──────── DATASET SECTION

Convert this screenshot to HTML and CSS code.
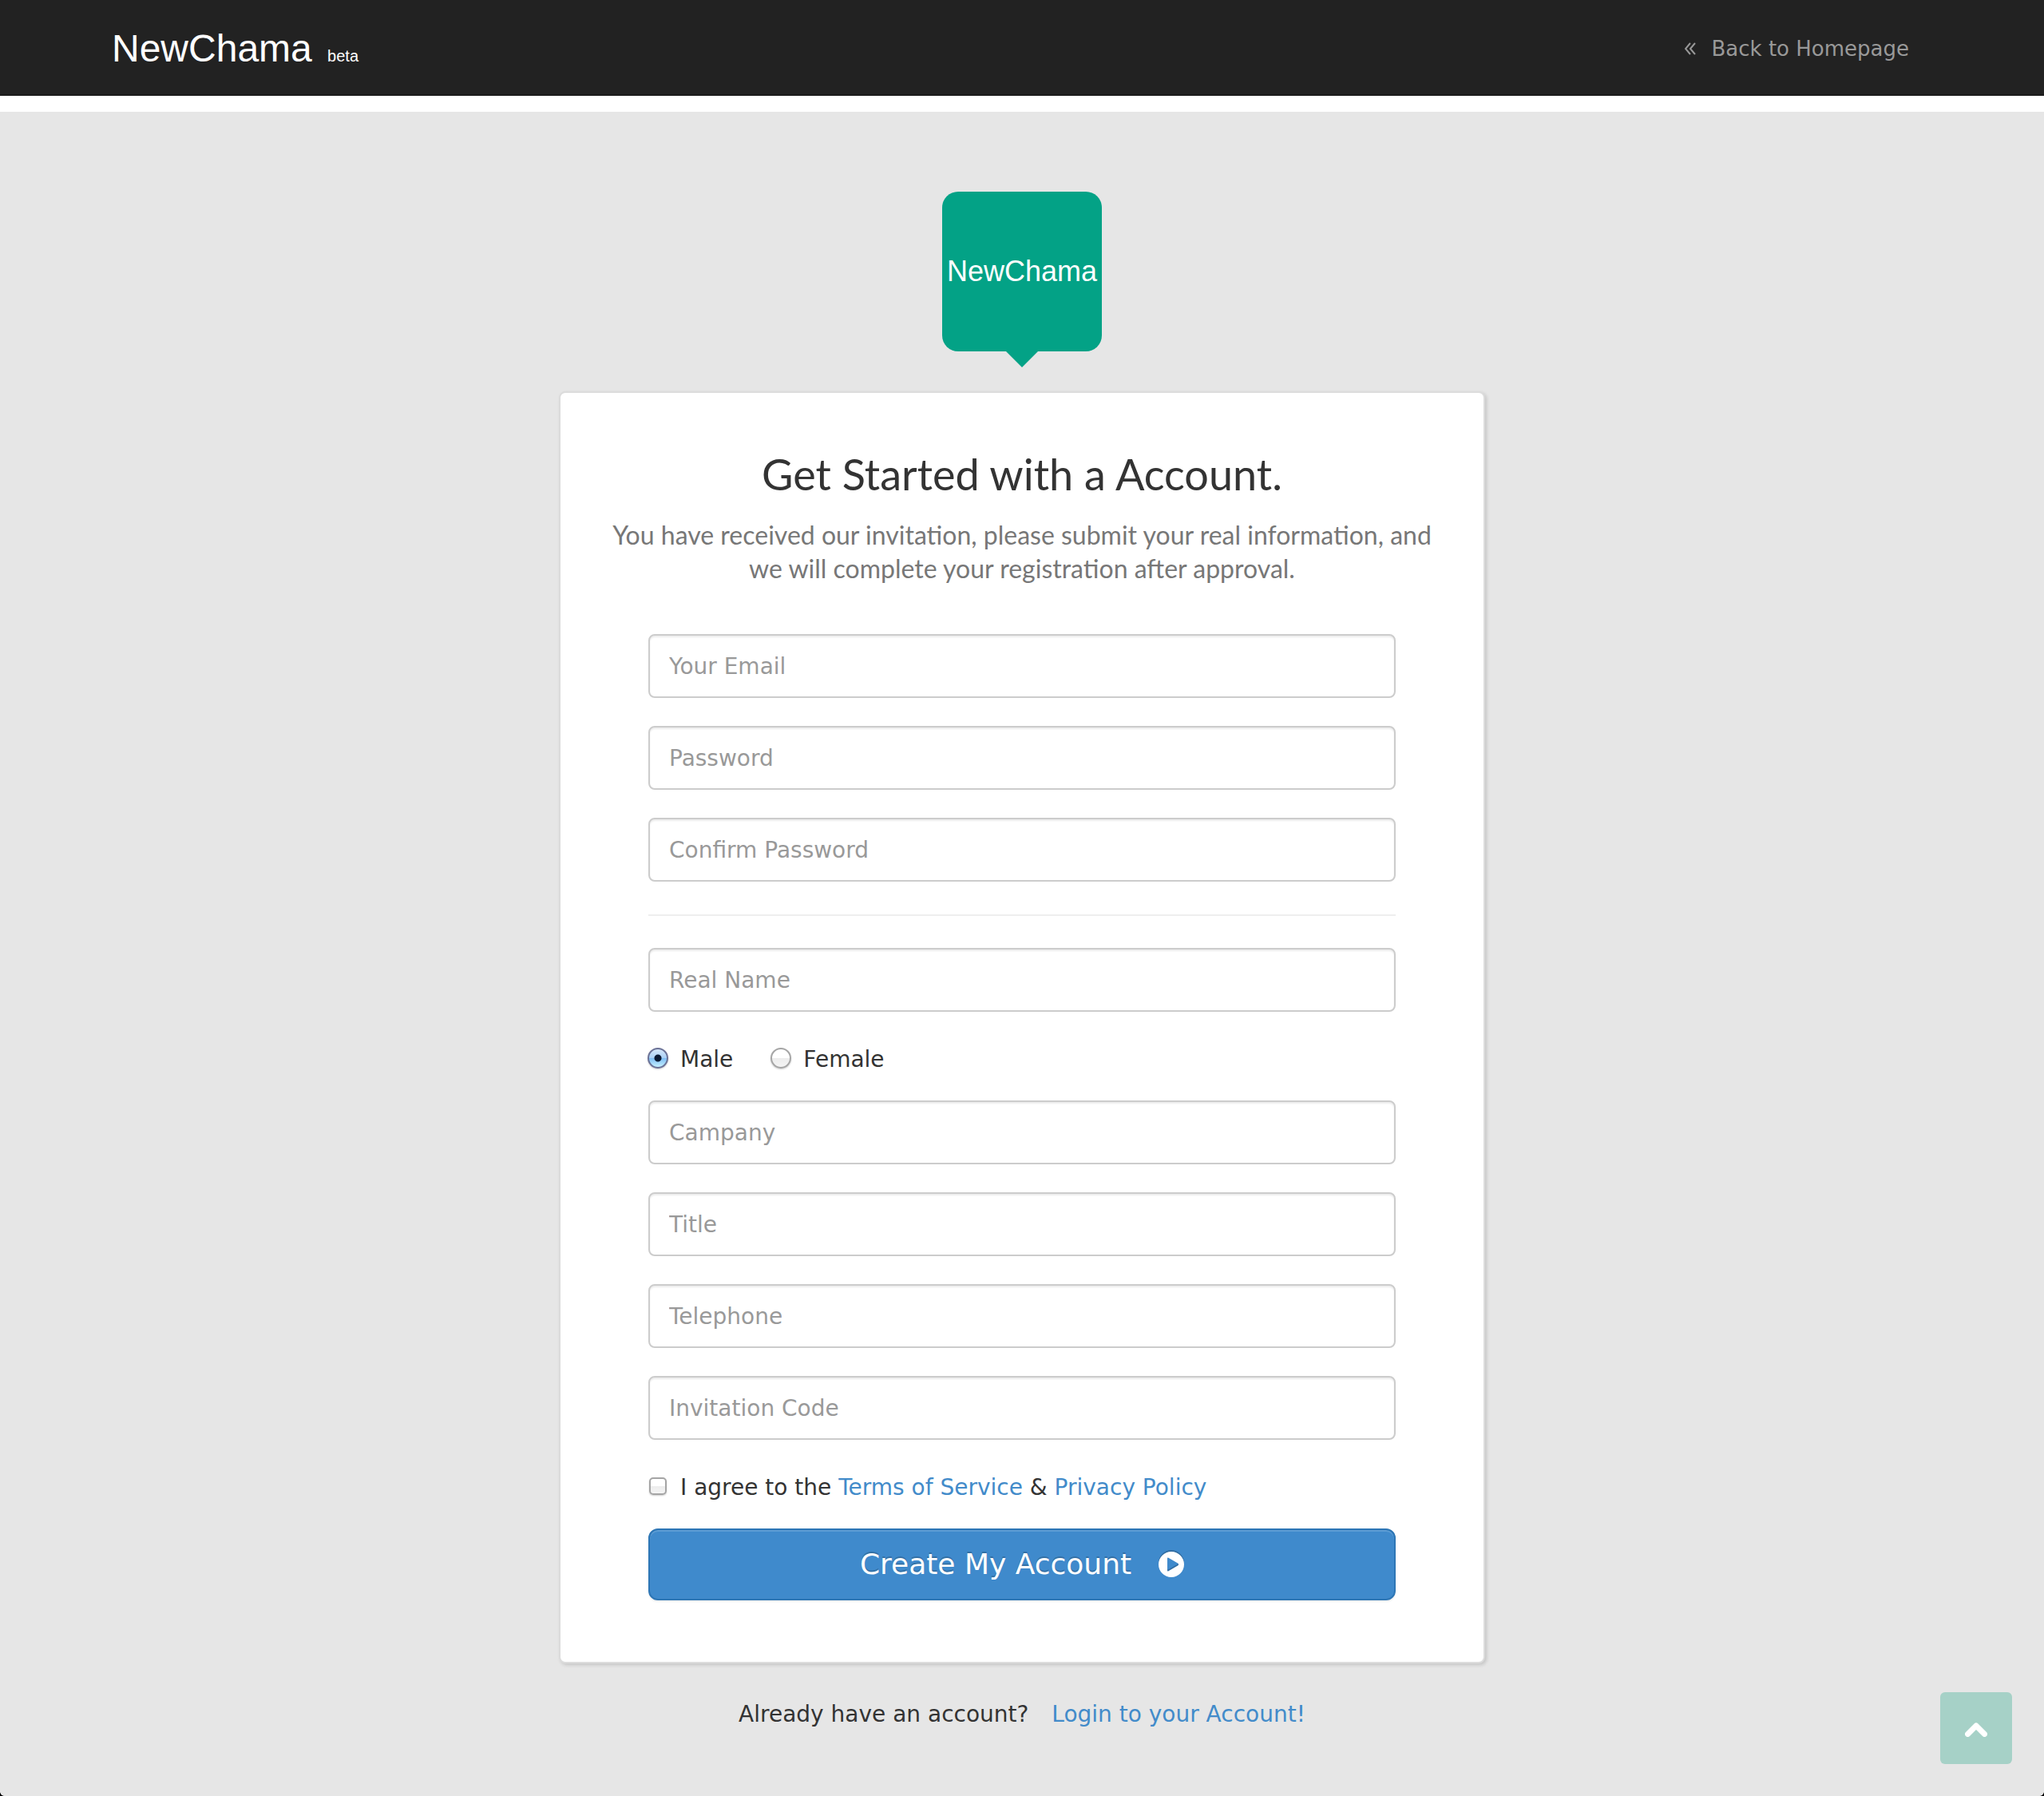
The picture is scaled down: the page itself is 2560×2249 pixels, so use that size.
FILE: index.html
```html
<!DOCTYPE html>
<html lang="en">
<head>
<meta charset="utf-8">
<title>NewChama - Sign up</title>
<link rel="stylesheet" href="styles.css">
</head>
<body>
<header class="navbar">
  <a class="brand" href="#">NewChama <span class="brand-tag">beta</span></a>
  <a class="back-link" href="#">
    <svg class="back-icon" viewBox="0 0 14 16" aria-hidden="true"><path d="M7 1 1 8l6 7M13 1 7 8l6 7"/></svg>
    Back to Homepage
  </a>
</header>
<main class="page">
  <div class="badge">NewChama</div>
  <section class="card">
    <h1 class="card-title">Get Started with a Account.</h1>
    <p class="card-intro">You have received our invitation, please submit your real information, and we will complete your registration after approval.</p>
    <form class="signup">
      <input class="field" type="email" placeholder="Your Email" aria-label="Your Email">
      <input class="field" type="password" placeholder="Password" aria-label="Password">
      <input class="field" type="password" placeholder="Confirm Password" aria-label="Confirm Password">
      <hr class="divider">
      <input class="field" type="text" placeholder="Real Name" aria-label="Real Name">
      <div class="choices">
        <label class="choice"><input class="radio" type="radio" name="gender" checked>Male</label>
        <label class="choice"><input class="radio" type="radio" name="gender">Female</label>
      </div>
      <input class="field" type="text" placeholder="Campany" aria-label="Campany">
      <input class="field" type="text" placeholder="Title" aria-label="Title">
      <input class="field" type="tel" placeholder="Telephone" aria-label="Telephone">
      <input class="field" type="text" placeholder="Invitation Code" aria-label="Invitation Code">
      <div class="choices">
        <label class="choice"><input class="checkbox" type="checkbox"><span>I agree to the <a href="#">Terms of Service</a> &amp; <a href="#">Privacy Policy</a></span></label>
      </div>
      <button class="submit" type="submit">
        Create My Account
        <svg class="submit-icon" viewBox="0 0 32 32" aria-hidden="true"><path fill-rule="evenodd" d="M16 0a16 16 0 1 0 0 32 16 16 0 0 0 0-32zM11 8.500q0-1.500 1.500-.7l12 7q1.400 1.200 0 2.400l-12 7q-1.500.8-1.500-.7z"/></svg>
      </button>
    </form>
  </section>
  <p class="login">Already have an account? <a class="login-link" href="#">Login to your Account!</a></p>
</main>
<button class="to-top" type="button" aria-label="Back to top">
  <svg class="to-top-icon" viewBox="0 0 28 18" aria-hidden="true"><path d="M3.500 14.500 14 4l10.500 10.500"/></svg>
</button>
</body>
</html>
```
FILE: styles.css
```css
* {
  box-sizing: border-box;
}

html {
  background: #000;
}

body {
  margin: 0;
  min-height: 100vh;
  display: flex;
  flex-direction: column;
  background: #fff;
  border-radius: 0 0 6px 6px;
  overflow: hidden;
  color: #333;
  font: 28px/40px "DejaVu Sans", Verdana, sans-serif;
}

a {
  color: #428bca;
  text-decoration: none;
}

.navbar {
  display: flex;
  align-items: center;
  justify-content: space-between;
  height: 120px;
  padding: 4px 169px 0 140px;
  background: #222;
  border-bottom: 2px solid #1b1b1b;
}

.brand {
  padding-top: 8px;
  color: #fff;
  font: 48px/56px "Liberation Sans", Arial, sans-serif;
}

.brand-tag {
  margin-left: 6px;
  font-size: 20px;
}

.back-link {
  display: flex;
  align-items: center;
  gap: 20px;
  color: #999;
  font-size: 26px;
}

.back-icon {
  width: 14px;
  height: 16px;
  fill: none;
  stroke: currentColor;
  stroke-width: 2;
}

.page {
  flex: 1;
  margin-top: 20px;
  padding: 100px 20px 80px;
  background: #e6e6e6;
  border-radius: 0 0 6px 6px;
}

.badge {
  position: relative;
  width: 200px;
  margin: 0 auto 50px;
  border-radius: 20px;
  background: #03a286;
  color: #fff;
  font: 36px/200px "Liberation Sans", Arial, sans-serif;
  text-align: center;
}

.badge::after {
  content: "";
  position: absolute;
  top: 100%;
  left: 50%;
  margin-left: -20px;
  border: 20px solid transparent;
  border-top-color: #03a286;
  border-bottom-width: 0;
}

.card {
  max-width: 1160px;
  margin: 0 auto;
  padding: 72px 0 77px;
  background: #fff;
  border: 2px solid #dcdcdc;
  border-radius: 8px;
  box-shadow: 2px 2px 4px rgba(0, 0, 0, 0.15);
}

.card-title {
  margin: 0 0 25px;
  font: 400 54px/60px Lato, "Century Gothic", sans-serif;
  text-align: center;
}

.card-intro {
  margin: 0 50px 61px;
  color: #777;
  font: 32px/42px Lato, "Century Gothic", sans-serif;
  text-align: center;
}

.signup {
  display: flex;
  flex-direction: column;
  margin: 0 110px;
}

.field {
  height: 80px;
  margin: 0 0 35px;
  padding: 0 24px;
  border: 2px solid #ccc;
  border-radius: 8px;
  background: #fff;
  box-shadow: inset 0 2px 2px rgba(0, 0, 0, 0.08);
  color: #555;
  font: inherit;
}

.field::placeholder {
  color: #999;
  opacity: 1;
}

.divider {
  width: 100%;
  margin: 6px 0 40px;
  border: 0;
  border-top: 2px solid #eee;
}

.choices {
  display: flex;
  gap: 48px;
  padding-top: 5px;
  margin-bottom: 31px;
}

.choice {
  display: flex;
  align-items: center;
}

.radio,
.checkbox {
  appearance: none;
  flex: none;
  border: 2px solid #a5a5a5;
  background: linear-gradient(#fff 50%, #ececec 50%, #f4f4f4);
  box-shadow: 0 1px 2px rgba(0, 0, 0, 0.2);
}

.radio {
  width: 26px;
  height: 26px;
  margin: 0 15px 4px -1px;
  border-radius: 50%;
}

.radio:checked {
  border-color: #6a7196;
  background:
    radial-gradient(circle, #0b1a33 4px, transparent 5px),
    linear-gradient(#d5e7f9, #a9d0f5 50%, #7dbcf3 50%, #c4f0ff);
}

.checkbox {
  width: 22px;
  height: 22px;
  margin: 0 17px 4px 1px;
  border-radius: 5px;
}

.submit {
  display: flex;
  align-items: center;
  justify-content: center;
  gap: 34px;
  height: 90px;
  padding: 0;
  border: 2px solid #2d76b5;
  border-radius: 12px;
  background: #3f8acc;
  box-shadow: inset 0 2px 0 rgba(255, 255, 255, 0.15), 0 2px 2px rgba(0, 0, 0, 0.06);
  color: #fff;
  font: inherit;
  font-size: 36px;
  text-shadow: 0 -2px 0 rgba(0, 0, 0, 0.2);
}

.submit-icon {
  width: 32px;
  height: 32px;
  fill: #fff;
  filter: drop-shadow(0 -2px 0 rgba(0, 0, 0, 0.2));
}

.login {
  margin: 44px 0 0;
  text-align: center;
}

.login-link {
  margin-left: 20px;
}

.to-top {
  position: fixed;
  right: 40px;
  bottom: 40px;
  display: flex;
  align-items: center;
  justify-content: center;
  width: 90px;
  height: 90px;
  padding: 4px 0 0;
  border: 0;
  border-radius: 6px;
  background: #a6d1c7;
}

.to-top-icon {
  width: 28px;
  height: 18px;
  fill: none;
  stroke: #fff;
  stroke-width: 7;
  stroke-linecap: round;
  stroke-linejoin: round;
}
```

────────────────

Return every line in the listing that contains the word "size".

The picture is scaled down: the page itself is 2560×2249 pixels, so use that size.
  font-size: 20px;
  font-size: 26px;
  font-size: 36px;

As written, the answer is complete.